== TASK STATEMENT ==
Copy whichever lines contain the string "index".
** begin PROVIDED MATERIAL **
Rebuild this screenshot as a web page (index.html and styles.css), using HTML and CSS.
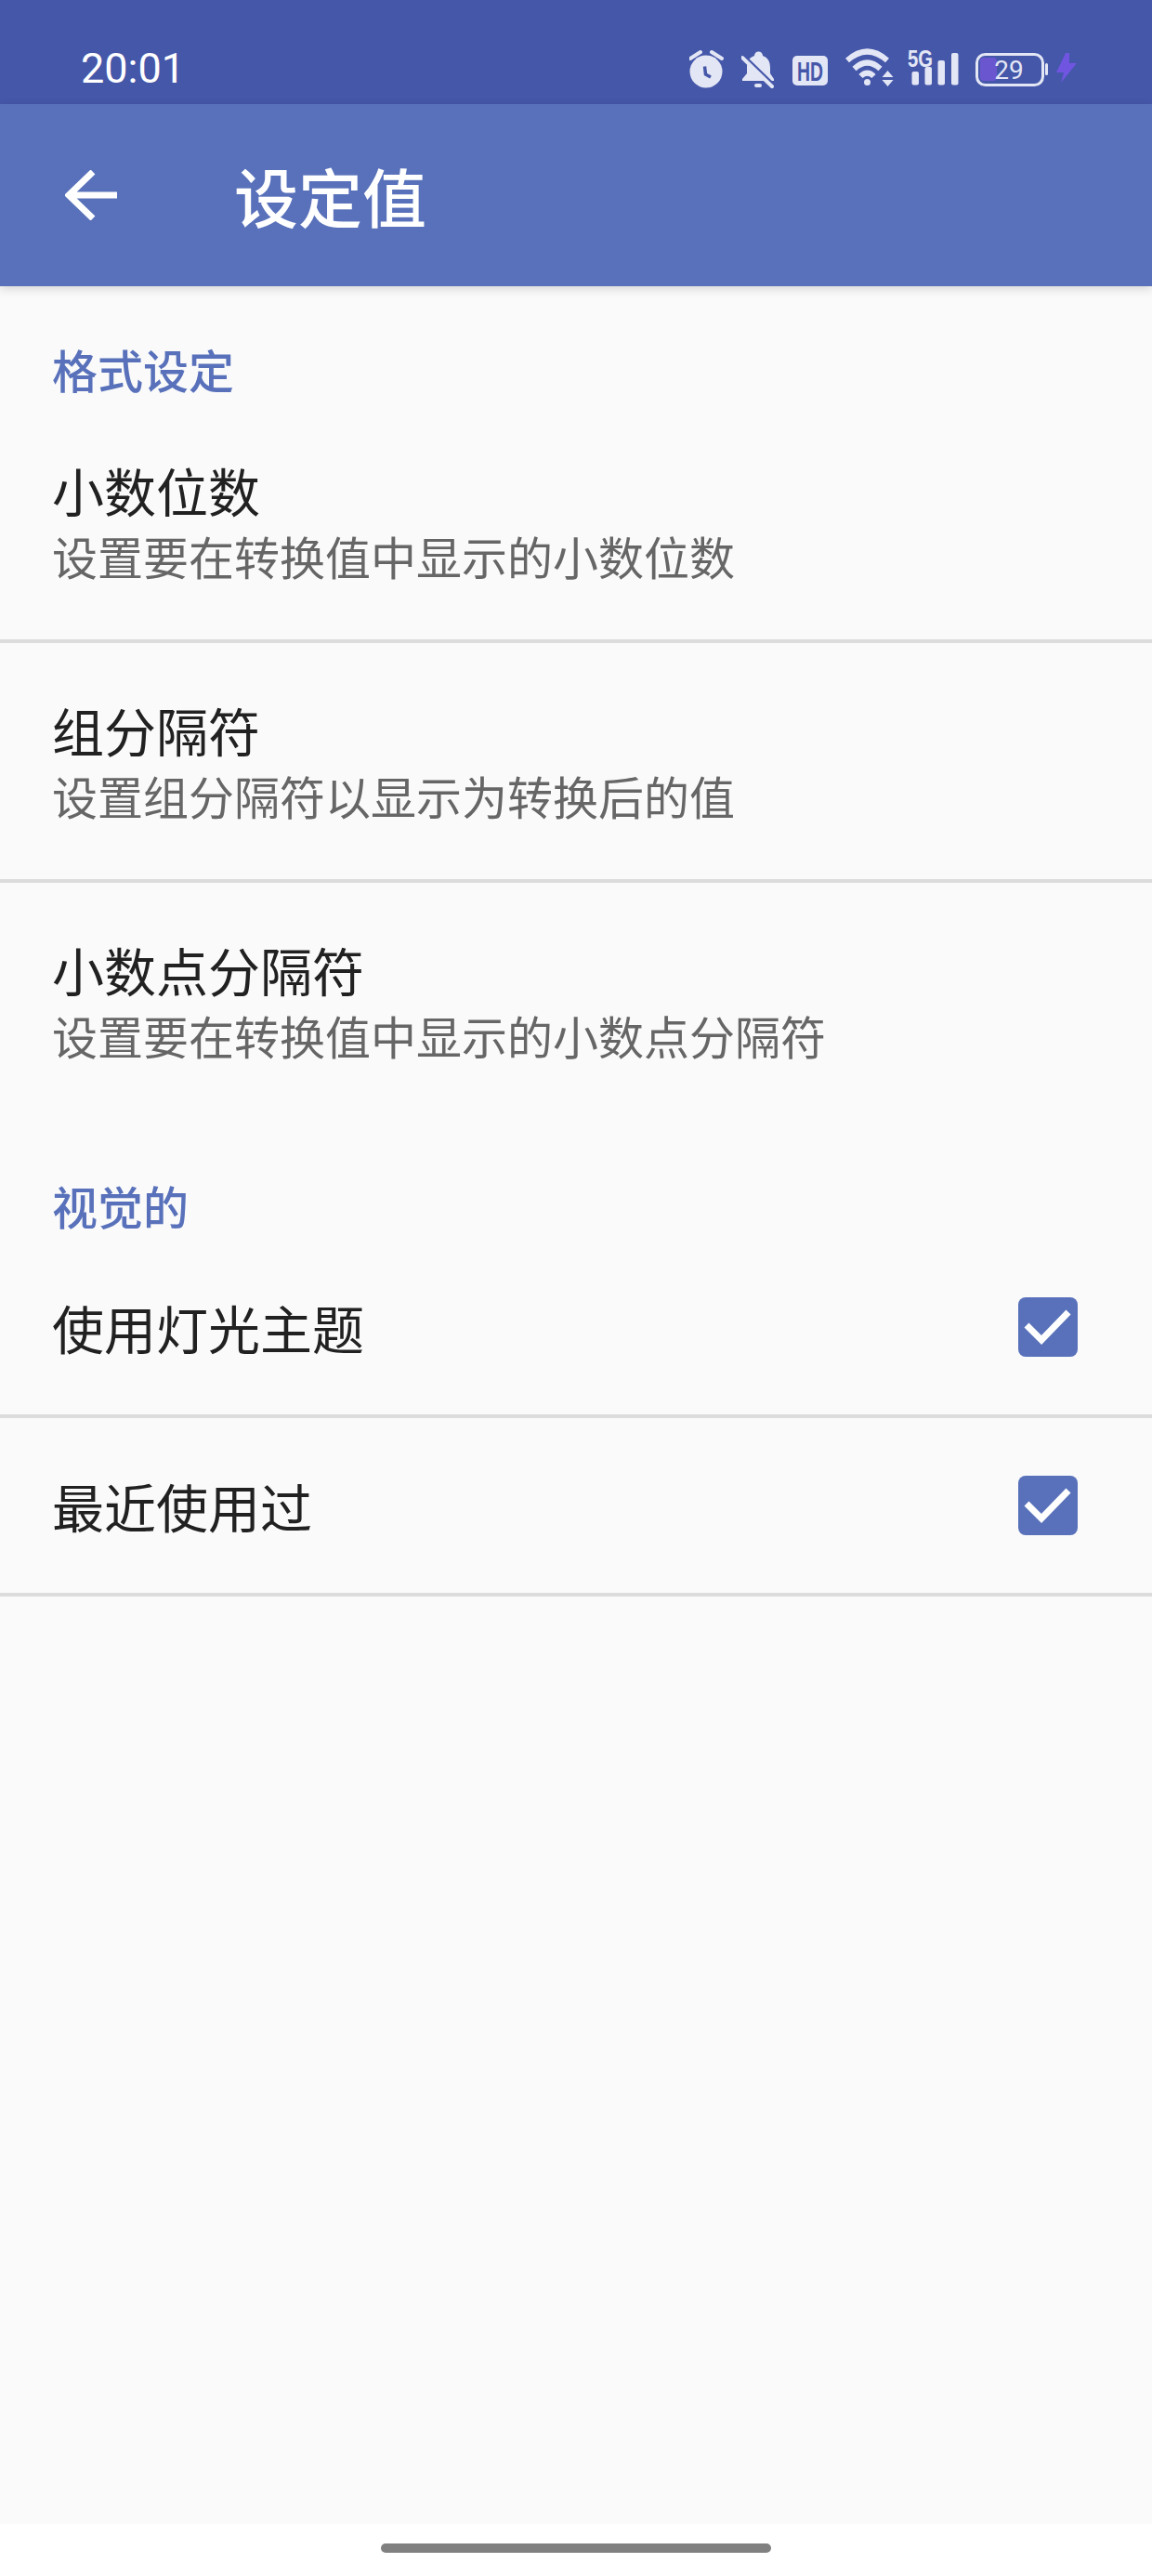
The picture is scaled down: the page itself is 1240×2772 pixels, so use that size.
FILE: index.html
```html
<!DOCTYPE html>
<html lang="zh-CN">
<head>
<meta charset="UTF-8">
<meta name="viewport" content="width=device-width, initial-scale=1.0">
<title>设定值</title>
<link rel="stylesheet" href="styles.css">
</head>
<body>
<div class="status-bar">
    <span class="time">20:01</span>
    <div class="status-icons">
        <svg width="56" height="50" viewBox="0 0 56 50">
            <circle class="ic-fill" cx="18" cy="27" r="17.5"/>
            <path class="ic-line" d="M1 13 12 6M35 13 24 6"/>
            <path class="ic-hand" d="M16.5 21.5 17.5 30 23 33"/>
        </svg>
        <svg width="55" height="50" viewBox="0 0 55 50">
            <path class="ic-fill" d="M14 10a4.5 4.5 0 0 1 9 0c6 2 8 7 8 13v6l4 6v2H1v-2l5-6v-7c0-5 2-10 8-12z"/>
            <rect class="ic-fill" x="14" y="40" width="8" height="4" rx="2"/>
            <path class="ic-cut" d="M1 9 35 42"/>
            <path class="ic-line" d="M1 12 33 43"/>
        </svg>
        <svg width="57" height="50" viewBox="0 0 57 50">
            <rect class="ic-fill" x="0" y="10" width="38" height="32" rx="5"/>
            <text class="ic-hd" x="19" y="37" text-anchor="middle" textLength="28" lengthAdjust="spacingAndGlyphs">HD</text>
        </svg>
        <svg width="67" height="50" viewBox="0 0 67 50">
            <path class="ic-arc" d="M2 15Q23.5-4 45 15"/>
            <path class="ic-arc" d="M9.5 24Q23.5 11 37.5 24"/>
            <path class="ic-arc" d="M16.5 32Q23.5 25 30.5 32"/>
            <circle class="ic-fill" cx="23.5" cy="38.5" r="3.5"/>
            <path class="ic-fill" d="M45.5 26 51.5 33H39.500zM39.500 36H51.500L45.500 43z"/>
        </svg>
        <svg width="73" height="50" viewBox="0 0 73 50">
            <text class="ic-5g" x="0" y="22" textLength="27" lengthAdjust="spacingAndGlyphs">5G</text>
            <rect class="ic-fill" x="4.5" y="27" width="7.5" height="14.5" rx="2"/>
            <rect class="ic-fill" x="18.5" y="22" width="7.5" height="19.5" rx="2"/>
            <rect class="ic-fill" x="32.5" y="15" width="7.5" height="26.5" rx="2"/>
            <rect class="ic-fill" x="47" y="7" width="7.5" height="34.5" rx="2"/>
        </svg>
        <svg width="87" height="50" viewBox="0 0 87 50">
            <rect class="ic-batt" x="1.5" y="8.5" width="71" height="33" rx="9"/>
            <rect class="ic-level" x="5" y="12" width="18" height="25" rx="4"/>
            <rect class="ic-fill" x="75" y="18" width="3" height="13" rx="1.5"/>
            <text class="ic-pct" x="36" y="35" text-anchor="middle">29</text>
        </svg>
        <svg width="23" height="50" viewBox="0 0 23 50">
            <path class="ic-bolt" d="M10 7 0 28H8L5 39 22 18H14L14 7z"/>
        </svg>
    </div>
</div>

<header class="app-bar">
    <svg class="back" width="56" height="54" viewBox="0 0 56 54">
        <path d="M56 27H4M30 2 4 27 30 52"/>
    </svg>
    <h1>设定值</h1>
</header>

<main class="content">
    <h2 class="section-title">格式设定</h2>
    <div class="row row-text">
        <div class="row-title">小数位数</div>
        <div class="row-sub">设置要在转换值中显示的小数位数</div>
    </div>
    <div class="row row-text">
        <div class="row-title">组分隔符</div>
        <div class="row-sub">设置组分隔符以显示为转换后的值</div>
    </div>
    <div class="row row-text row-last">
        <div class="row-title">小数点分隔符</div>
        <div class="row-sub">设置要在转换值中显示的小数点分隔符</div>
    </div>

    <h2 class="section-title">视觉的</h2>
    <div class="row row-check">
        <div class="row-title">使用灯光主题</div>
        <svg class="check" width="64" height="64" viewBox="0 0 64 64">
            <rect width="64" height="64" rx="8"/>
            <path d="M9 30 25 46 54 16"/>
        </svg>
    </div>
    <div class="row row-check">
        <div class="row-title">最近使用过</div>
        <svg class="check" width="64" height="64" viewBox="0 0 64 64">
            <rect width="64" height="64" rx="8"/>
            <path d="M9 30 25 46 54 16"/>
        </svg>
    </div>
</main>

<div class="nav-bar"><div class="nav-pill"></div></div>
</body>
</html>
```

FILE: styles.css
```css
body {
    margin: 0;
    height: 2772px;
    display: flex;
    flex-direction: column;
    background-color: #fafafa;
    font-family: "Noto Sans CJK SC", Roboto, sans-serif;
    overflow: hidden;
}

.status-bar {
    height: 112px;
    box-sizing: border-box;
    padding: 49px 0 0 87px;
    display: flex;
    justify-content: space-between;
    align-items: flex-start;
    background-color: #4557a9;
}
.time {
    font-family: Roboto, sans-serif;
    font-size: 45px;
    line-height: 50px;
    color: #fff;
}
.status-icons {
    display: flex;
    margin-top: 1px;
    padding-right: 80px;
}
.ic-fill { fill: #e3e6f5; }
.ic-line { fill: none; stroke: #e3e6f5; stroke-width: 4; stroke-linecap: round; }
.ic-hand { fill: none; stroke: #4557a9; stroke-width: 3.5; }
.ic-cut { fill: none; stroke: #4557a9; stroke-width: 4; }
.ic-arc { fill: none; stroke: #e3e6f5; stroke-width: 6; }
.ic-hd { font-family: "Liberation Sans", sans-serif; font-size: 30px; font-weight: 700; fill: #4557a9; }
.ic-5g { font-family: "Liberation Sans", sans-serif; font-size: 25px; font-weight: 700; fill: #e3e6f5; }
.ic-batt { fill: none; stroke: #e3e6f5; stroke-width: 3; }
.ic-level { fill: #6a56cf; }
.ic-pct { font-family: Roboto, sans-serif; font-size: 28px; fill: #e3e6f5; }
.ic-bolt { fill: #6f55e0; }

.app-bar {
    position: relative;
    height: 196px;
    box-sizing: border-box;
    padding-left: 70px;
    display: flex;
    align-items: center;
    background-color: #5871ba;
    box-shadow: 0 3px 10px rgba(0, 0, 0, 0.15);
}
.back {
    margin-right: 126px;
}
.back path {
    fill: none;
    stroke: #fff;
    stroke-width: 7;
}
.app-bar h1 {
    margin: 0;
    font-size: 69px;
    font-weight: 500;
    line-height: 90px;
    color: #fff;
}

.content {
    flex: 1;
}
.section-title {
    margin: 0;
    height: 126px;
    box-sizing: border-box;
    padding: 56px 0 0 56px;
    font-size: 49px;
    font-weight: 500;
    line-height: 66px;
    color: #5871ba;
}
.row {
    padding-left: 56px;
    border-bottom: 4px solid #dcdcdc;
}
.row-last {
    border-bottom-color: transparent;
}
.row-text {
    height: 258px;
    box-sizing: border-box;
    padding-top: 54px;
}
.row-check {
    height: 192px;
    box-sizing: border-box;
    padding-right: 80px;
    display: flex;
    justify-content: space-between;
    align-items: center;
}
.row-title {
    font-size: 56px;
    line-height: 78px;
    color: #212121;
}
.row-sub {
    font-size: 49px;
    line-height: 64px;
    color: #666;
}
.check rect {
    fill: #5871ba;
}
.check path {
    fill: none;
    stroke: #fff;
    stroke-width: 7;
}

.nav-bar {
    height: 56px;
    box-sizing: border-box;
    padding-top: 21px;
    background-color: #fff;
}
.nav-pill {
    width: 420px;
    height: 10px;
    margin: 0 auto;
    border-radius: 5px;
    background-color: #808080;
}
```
** end PROVIDED MATERIAL **
== EXERCISE OUTPUT ==
Rebuild this screenshot as a web page (index.html and styles.css), using HTML and CSS.
FILE: index.html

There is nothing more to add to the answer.